◆ Required task ◆
Search the material for the string "this", then return every line where it is found.
━━ Records supplied
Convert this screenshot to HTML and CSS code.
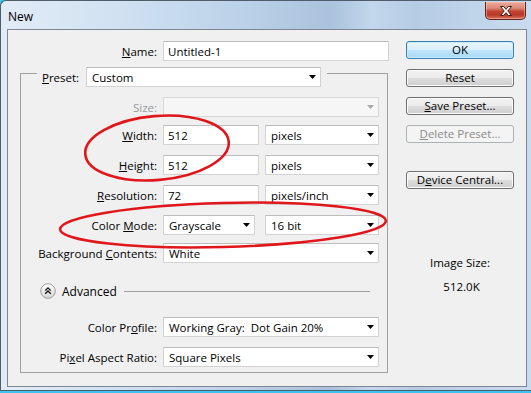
FILE: index.html
```html
<!DOCTYPE html>
<html>
<head>
<meta charset="utf-8">
<title>New</title>
<link rel="stylesheet" href="styles.css">
</head>
<body>
<div class="window">
  <div class="titlebar">
    <span class="title">New</span>
    <div class="close">
      <svg width="16" height="12" viewBox="0 0 16 12"><path d="M2.5 1.5h3.2L8 4.3l2.3-2.8h3.2L9.8 6l3.7 4.5h-3.2L8 7.7l-2.3 2.8H2.5L6.2 6z" fill="#fff" stroke="#4a1c16" stroke-width="1" stroke-linejoin="round"/></svg>
    </div>
  </div>
  <div class="client">
    <div class="main">
      <div class="name-row">
        <span class="lbl"><u>N</u>ame:</span>
        <div class="fld">Untitled-1</div>
      </div>
      <div class="group">
        <div class="preset-row">
          <span class="preset-lbl"><u>P</u>reset:</span>
          <div class="fld sel w-preset"><span>Custom</span><i class="arrow"></i></div>
        </div>
        <div class="frow">
          <span class="lbl dis">Size:</span>
          <div class="fld sel disabled"><span></span><i class="arrow"></i></div>
        </div>
        <div class="frow tight">
          <span class="lbl"><u>W</u>idth:</span>
          <div class="pair">
            <div class="fld w96">512</div>
            <div class="fld sel w114"><span>pixels</span><i class="arrow"></i></div>
          </div>
        </div>
        <div class="frow">
          <span class="lbl"><u>H</u>eight:</span>
          <div class="pair">
            <div class="fld w96">512</div>
            <div class="fld sel w114"><span>pixels</span><i class="arrow"></i></div>
          </div>
        </div>
        <div class="frow">
          <span class="lbl"><u>R</u>esolution:</span>
          <div class="pair">
            <div class="fld w96">72</div>
            <div class="fld sel w114"><span>pixels/inch</span><i class="arrow"></i></div>
          </div>
        </div>
        <div class="frow">
          <span class="lbl">Color <u>M</u>ode:</span>
          <div class="pair">
            <div class="fld sel w92"><span>Grayscale</span><i class="arrow"></i></div>
            <div class="fld sel w114"><span>16 bit</span><i class="arrow"></i></div>
          </div>
        </div>
        <div class="frow tight">
          <span class="lbl">Background <u>C</u>ontents:</span>
          <div class="fld sel"><span>White</span><i class="arrow"></i></div>
        </div>
        <div class="adv">
          <svg class="adv-btn" width="16" height="16" viewBox="0 0 16 16">
            <defs><linearGradient id="g" x1="0" y1="0" x2="0" y2="1"><stop offset="0" stop-color="#ffffff"/><stop offset="1" stop-color="#d6d6d6"/></linearGradient></defs>
            <circle cx="8" cy="8" r="7.3" fill="url(#g)" stroke="#9c9c9c" stroke-width="1"/>
            <path d="M5.2 7.6L8 4.8l2.8 2.8M5.2 10.8L8 8l2.8 2.8" fill="none" stroke="#111" stroke-width="1.3"/>
          </svg>
          <span class="adv-text">Advanced</span>
          <span class="adv-line"></span>
        </div>
        <div class="frow cp">
          <span class="lbl">Color Pr<u>o</u>file:</span>
          <div class="fld sel"><span>Working Gray:&nbsp; Dot Gain 20%</span><i class="arrow"></i></div>
        </div>
        <div class="frow">
          <span class="lbl">Pi<u>x</u>el Aspect Ratio:</span>
          <div class="fld sel"><span>Square Pixels</span><i class="arrow"></i></div>
        </div>
      </div>
    </div>
    <div class="side">
      <div class="btn default">OK</div>
      <div class="btn">Reset</div>
      <div class="btn"><span><u>S</u>ave Preset...</span></div>
      <div class="btn disabled"><span><u>D</u>elete Preset...</span></div>
      <div class="btn device"><span>D<u>e</u>vice Central...</span></div>
      <div class="imgsize">
        <div class="is-label">Image Size:</div>
        <div class="is-value">512.0K</div>
      </div>
    </div>
  </div>
</div>
<svg class="marks" width="531" height="393" viewBox="0 0 531 393">
  <ellipse cx="157" cy="148" rx="72" ry="32" transform="rotate(-5 157 148)"/>
  <ellipse cx="223" cy="225" rx="163" ry="22" transform="rotate(-1.5 223 225)"/>
</svg>
</body>
</html>
```

FILE: styles.css
```css
* { box-sizing: border-box; }
html, body { margin: 0; padding: 0; }
body {
  width: 531px;
  height: 393px;
  position: relative;
  overflow: hidden;
  background: #3cc3ef;
  font-family: "Open Sans", "Noto Sans", sans-serif;
  font-size: 11.5px;
  color: #000;
}
u { text-decoration: underline; text-underline-offset: 1px; }

.window {
  width: 531px;
  height: 391px;
  border: 1px solid #4f5d6b;
  border-right: none;
  border-radius: 6px 0 0 0;
  background: linear-gradient(90deg, #e2ecf7 0%, #d2e2f2 20%, #bcd2e9 45%, #aac2dd 62%, #c3d7ec 70%, #b6cce5 78%, #c9dbee 100%);
  display: flex;
  flex-direction: column;
}

.titlebar {
  height: 28px;
  display: flex;
  justify-content: space-between;
  align-items: flex-start;
  padding-left: 7px;
}
.title {
  font-size: 12px;
  line-height: 16px;
  margin-top: 8px;
  color: #000;
}
.close {
  width: 41px;
  height: 18px;
  margin-top: 1px;
  margin-right: 5px;
  border: 1px solid #5b2620;
  border-top: none;
  border-radius: 0 0 5px 5px;
  background: linear-gradient(#eaa999 0%, #dd8b79 35%, #c2412f 55%, #b9382a 75%, #d8705a 100%);
  box-shadow: inset 0 0 0 1px rgba(255, 200, 190, 0.5);
  display: flex;
  align-items: center;
  justify-content: center;
}

.client {
  margin-left: 6px;
  width: 520px;
  height: 358px;
  border: 1px solid #7b8894;
  background: #f0f0f0;
  display: flex;
  column-gap: 17px;
  padding: 11px 0 0 12px;
}

.main { width: 369px; }

.name-row {
  display: grid;
  grid-template-columns: 137px 226px;
  column-gap: 6px;
  align-items: center;
  height: 20px;
}

.lbl { text-align: right; white-space: nowrap; }
.lbl.dis { color: #9a9a9a; }

.fld {
  height: 20px;
  border: 1px solid #d3d3d3;
  border-top-color: #bdbdbd;
  background: #fff;
  display: flex;
  align-items: center;
  justify-content: space-between;
  padding: 0 4px;
  white-space: nowrap;
}
.fld.sel { padding: 0 4px 0 5px; }
.fld.disabled { background: #f6f6f6; border-color: #d8d8d8; }
.arrow {
  display: block;
  width: 7px;
  height: 4px;
  background: #000;
  clip-path: polygon(0 0, 100% 0, 50% 100%);
}
.disabled .arrow { background: #a9a9a9; }

.group {
  margin-top: 12px;
  width: 368px;
  border: 1px solid #a0a0a0;
  padding-bottom: 5px;
  display: flex;
  flex-direction: column;
  row-gap: 10px;
}

.preset-row {
  margin-top: -7px;
  margin-left: 16px;
  align-self: flex-start;
  display: flex;
  align-items: center;
  padding: 0 6px 0 5px;
  background: #f0f0f0;
}
.preset-lbl { width: 44px; white-space: nowrap; }
.w-preset { width: 235px; }

.frow {
  display: grid;
  grid-template-columns: 136px 216px;
  column-gap: 6px;
  align-items: center;
  height: 20px;
}
.frow.tight { margin-top: -2px; }
.frow.cp { margin-top: 8px; }

.pair { display: flex; justify-content: space-between; }
.w96 { width: 96px; }
.w92 { width: 92px; }
.w114 { width: 114px; }

.adv {
  display: flex;
  align-items: center;
  height: 16px;
  margin: 10px 17px 0 19px;
}
.adv-btn { flex: none; }
.adv-text { margin-left: 6px; font-size: 12px; }
.adv-line { flex: 1; height: 1px; background: #a0a0a0; margin-left: 7px; }

.side {
  width: 108px;
  display: flex;
  flex-direction: column;
  row-gap: 10px;
}
.btn {
  height: 18px;
  border: 1px solid #707070;
  border-radius: 3px;
  background: linear-gradient(#f3f3f3 0%, #ebebeb 48%, #dddddd 52%, #cfcfcf 100%);
  box-shadow: inset 0 0 0 1px #fbfbfb;
  display: flex;
  align-items: center;
  justify-content: center;
  white-space: nowrap;
  line-height: 14px;
}
.btn.default {
  border-color: #3c7fb1;
  background: linear-gradient(#eaf6fd 0%, #d9f0fc 48%, #bee6fd 52%, #a7d9f5 100%);
  box-shadow: inset 0 0 0 1px #c9ecfd;
}
.btn.disabled {
  border-color: #adb2b5;
  background: #f4f4f4;
  box-shadow: none;
  color: #8b8b8b;
}
.btn.device { margin-top: 18px; }

.imgsize {
  margin-top: 57px;
  text-align: center;
  line-height: 14px;
}
.is-value { margin-top: 10px; padding-left: 3px; }

.marks {
  position: absolute;
  left: 0;
  top: 0;
  pointer-events: none;
}
.marks ellipse {
  fill: none;
  stroke: #e0161b;
  stroke-width: 2.6;
}
```
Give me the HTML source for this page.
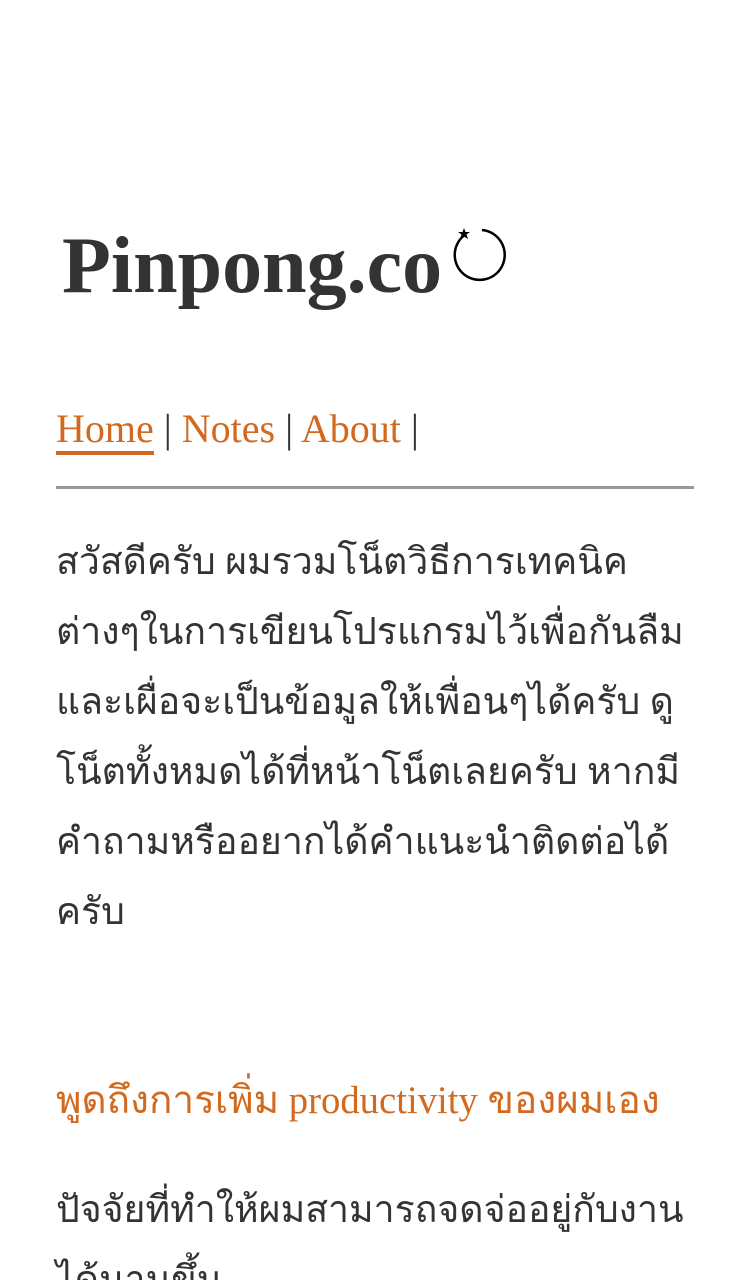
<!DOCTYPE html>
<html><head><meta charset="utf-8"><style>
body{margin:0;background:#fff;color:#333;font-family:"Liberation Serif",serif;}
.wrap{position:relative;width:750px;height:1280px;overflow:hidden;}
.title{position:absolute;left:62px;top:216px;font-size:80px;font-weight:bold;line-height:100px;color:#333;}
.logo{position:absolute;left:452px;top:224px;}
.nav{position:absolute;left:56px;top:404px;font-size:40px;line-height:50px;color:#333;}
.nav a{color:#d2691e;text-decoration:none;}
.nav a.home{border-bottom:4px solid #d2691e;}
hr{position:absolute;left:56px;top:486px;width:638px;margin:0;border:0;border-top:3px solid #999;}
.p{position:absolute;left:56px;font-size:37.4px;line-height:70px;white-space:nowrap;}
.h{color:#d2691e;font-size:38.7px;}
</style></head><body><div class="wrap">
<div class="title">Pinpong.co</div>
<svg class="logo" width="60" height="60" viewBox="0 0 60 60"><path d="M14 10 A25 25 0 1 0 30 6" fill="none" stroke="#000" stroke-width="2.5"/><polygon points="12,4 13.5,8 18,8 14.5,10.5 16,15 12,12.5 8,15 9.5,10.5 6,8 10.5,8" fill="#000"/></svg>
<div class="nav"><a class="home">Home</a> | <a>Notes</a> | <a>About</a> |</div>
<hr>
<div class="p" style="top:528px">สวัสดีครับ ผมรวมโน็ตวิธีการเทคนิค<br>ต่างๆในการเขียนโปรแกรมไว้เพื่อกันลืม<br>และเผื่อจะเป็นข้อมูลให้เพื่อนๆได้ครับ ดู<br>โน็ตทั้งหมดได้ที่หน้าโน็ตเลยครับ หากมี<br>คำถามหรืออยากได้คำแนะนำติดต่อได้<br>ครับ</div>
<div class="p h" style="top:1066px">พูดถึงการเพิ่ม productivity ของผมเอง</div>
<div class="p" style="top:1176px">ปัจจัยที่ทำให้ผมสามารถจดจ่ออยู่กับงาน<br>ได้นานขึ้น</div>
</div></body></html>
━━━━
◆ Complete response ◆
Convert this screenshot to HTML and CSS code.
Give me the HTML source for this page.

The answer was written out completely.